● **COLLECTED DATA**:
________________

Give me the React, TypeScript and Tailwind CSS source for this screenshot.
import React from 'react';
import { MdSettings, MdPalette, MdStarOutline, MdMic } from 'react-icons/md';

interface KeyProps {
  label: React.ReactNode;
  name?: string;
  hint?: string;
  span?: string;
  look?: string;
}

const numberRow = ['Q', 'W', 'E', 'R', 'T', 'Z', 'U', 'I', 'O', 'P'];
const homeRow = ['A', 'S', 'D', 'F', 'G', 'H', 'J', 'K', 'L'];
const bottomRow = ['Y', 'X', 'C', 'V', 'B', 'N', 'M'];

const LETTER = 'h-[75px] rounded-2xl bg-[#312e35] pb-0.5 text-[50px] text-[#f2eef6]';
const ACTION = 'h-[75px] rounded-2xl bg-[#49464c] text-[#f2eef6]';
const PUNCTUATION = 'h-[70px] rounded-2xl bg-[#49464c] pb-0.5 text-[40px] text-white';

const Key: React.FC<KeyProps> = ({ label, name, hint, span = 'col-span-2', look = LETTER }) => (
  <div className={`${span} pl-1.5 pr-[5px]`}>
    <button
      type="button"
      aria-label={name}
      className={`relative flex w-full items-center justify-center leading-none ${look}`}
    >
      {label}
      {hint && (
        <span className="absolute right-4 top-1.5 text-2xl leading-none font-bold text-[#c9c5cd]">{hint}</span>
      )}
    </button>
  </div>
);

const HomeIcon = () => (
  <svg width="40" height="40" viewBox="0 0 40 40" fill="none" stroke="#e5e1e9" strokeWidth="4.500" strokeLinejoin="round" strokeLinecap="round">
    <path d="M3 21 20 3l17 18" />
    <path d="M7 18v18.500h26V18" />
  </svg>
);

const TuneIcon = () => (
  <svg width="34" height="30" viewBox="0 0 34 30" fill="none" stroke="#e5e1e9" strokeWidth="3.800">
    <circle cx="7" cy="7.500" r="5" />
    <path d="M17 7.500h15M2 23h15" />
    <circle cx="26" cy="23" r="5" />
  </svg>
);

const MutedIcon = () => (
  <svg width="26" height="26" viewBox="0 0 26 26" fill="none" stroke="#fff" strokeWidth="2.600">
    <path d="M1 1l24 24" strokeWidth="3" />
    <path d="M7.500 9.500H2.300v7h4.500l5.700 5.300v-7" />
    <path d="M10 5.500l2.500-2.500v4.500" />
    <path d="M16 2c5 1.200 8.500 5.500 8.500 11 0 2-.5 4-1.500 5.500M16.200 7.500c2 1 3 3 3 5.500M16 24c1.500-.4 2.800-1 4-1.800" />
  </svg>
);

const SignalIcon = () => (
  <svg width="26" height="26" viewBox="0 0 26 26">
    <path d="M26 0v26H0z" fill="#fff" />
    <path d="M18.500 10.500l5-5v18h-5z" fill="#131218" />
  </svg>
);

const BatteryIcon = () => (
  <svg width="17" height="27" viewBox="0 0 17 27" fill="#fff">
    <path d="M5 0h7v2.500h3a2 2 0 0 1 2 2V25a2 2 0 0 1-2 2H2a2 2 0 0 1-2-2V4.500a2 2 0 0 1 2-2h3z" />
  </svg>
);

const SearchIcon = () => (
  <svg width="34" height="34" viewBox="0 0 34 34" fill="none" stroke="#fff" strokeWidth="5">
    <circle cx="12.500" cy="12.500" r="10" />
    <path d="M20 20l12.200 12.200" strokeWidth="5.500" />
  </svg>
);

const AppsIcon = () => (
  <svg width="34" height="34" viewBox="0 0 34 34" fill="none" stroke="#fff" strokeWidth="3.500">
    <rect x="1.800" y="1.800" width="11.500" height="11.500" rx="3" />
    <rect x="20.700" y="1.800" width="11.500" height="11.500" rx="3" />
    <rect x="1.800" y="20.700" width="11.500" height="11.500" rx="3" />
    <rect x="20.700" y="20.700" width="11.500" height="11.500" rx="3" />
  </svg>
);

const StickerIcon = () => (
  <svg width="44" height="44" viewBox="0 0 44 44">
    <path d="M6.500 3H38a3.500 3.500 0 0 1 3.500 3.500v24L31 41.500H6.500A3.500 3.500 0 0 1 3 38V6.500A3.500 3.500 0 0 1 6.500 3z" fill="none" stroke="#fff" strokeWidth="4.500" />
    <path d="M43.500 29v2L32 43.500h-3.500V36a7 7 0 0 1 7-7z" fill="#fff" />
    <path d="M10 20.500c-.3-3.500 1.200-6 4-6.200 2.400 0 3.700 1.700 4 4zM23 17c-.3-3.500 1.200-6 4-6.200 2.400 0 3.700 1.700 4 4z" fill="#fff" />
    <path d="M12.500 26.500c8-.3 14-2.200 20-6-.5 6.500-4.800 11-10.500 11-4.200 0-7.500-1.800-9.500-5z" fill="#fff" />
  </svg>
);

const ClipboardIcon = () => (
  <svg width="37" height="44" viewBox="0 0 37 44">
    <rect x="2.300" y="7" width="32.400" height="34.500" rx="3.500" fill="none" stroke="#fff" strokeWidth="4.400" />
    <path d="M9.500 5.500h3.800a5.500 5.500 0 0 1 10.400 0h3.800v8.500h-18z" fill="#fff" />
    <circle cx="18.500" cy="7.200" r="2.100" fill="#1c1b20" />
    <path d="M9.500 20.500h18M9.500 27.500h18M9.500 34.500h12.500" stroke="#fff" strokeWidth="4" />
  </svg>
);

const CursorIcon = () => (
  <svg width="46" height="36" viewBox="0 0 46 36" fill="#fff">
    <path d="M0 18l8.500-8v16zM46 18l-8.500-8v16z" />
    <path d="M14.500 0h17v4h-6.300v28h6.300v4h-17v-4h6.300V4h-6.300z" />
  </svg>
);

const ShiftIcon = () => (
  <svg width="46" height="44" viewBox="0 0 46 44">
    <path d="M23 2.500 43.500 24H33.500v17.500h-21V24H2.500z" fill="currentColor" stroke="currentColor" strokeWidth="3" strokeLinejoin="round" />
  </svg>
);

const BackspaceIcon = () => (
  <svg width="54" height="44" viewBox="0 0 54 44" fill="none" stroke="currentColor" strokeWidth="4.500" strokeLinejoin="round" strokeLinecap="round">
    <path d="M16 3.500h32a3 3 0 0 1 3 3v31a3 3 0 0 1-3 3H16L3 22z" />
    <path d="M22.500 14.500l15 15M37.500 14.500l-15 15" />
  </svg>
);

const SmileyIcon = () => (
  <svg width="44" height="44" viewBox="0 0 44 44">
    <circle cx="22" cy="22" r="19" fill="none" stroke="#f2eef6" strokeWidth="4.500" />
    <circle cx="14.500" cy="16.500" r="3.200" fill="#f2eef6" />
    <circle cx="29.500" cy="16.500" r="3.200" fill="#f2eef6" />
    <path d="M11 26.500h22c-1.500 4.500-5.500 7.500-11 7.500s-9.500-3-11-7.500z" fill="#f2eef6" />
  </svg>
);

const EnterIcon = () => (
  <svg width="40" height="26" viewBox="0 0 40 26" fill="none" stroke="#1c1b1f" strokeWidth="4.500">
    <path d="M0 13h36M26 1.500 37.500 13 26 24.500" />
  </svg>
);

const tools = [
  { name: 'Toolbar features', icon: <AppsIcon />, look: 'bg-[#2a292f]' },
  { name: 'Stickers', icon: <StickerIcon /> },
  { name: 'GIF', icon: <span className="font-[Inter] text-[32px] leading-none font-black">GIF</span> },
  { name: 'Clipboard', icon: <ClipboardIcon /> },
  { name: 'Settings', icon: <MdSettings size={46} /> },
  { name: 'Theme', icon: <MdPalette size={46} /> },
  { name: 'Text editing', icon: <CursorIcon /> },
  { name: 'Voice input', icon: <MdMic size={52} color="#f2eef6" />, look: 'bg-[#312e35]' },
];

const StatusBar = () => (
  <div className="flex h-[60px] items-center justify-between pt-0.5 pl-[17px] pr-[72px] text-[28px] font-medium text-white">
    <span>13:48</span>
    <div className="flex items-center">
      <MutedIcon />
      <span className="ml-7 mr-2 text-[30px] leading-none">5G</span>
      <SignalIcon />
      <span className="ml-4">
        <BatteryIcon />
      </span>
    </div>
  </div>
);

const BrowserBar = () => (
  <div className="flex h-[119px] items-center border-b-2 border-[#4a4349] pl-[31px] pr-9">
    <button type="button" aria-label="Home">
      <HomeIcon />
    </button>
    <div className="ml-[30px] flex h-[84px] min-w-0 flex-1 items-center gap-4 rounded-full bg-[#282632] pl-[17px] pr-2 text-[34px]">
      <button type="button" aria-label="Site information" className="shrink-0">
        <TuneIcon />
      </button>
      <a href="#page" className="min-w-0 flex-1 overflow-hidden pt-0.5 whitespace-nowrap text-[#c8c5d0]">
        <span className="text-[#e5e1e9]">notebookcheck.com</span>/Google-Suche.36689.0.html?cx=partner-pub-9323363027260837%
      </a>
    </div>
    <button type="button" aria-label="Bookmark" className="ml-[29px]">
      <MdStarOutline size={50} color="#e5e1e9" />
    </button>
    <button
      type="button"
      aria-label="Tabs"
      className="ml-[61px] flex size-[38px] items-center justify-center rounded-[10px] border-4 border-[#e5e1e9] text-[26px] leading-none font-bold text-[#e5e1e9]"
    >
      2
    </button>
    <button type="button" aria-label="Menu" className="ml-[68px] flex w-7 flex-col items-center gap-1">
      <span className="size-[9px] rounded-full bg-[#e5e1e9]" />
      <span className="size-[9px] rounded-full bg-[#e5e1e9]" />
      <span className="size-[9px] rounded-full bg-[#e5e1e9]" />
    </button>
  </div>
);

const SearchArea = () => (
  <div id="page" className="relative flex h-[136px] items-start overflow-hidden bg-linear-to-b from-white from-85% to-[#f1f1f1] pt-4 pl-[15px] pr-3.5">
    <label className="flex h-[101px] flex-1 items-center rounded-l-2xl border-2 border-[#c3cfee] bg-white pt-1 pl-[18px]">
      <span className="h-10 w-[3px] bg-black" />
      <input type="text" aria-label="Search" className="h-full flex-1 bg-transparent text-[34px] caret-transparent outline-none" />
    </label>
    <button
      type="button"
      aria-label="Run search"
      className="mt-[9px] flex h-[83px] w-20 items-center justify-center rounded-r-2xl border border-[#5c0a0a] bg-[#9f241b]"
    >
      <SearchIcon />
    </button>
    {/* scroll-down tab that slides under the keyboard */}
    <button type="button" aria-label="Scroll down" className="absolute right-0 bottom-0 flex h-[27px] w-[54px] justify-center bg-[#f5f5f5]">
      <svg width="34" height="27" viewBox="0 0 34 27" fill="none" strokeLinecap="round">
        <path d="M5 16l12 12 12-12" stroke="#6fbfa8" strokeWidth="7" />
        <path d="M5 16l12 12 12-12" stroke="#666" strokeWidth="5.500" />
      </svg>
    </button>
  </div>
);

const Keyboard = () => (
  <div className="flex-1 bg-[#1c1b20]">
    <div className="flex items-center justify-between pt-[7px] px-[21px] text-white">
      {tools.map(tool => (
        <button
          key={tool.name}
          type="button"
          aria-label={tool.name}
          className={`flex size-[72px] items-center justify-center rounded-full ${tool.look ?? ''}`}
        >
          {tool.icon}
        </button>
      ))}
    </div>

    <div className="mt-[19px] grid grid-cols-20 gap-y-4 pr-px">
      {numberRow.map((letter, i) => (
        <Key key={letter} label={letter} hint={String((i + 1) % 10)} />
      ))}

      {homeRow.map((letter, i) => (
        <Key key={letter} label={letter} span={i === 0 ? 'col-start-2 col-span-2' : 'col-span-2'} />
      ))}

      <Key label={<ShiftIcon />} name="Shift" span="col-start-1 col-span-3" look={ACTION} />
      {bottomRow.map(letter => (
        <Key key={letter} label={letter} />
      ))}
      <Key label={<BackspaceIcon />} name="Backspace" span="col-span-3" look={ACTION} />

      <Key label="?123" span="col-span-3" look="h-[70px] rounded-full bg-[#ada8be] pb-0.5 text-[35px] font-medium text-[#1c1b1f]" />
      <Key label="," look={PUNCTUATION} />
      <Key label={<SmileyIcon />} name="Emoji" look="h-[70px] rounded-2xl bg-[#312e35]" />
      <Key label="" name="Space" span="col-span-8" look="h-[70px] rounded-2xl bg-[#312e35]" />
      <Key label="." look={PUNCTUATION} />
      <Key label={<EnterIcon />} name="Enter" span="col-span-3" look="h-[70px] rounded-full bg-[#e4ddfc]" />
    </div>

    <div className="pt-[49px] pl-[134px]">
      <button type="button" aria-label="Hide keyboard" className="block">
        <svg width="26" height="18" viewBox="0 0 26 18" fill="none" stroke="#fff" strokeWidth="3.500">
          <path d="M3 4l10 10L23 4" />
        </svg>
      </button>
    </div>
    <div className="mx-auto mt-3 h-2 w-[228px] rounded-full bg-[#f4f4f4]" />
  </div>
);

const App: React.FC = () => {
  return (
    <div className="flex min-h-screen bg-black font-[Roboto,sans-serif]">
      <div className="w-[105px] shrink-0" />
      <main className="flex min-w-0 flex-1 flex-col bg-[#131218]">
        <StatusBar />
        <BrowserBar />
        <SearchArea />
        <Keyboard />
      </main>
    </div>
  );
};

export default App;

________________

● **EXERCISE BRIEF**: Return nothing but the lines from the first line of the listing through the line with "const PUNCTUATION = 'h-[70px]", please, keeping every one of them unchanged.

● **TASK RESULT**:
Give me the React, TypeScript and Tailwind CSS source for this screenshot.
import React from 'react';
import { MdSettings, MdPalette, MdStarOutline, MdMic } from 'react-icons/md';

interface KeyProps {
  label: React.ReactNode;
  name?: string;
  hint?: string;
  span?: string;
  look?: string;
}

const numberRow = ['Q', 'W', 'E', 'R', 'T', 'Z', 'U', 'I', 'O', 'P'];
const homeRow = ['A', 'S', 'D', 'F', 'G', 'H', 'J', 'K', 'L'];
const bottomRow = ['Y', 'X', 'C', 'V', 'B', 'N', 'M'];

const LETTER = 'h-[75px] rounded-2xl bg-[#312e35] pb-0.5 text-[50px] text-[#f2eef6]';
const ACTION = 'h-[75px] rounded-2xl bg-[#49464c] text-[#f2eef6]';
const PUNCTUATION = 'h-[70px] rounded-2xl bg-[#49464c] pb-0.5 text-[40px] text-white';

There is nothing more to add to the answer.